> **WHAT YOU HAVE TO DO**
Find the string "TypeScript" in the entries and copy each line that has it.

(Saved entries)
----------------

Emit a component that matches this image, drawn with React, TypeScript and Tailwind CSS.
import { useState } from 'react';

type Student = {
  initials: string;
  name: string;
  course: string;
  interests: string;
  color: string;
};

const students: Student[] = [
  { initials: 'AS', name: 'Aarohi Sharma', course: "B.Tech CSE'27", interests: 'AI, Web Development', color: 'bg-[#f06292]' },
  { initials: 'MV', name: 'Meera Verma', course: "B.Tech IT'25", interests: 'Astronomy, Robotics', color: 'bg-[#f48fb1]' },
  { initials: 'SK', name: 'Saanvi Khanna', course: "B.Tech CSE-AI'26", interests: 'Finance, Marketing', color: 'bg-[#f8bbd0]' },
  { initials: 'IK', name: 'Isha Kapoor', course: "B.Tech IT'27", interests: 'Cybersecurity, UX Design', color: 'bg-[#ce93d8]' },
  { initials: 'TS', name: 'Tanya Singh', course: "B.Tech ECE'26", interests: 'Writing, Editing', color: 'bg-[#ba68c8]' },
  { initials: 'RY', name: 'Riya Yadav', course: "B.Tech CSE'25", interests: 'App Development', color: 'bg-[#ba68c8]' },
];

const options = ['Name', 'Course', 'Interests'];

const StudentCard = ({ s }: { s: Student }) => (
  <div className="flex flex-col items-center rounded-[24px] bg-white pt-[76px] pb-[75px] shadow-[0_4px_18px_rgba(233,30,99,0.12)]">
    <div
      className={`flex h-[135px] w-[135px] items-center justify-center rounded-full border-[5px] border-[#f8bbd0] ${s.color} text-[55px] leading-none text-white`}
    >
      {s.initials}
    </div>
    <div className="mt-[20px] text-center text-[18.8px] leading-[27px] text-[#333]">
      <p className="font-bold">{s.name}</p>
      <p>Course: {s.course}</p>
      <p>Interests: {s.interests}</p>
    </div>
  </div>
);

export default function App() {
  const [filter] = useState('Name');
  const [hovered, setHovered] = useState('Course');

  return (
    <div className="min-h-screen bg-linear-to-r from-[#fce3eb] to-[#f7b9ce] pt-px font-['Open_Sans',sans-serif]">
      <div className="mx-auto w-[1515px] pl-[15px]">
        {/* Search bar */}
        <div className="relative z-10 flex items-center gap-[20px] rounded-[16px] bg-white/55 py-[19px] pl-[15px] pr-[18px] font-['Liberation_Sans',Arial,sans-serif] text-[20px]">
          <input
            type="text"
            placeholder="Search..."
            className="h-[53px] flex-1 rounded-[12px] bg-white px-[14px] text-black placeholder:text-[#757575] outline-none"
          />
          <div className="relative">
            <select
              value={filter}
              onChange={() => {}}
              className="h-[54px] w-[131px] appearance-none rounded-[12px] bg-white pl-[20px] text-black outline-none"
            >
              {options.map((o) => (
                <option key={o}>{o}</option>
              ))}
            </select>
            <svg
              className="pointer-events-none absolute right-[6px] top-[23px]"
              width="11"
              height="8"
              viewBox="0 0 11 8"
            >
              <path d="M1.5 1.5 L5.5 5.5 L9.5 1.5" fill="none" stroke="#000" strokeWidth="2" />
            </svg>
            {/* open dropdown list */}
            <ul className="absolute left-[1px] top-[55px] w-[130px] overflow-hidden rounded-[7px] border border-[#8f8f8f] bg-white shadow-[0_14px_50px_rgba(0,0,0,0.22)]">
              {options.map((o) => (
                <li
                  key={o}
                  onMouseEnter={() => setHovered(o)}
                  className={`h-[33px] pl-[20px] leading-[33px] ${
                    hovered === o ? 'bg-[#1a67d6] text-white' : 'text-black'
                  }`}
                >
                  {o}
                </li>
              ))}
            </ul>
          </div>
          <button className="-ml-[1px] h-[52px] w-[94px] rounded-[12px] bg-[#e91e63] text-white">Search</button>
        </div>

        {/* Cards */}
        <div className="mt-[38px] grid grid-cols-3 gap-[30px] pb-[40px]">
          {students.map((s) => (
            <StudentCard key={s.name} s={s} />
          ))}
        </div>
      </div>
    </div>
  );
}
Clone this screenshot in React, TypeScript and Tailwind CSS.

----------------

> **RESPONSE**
Emit a component that matches this image, drawn with React, TypeScript and Tailwind CSS.
Clone this screenshot in React, TypeScript and Tailwind CSS.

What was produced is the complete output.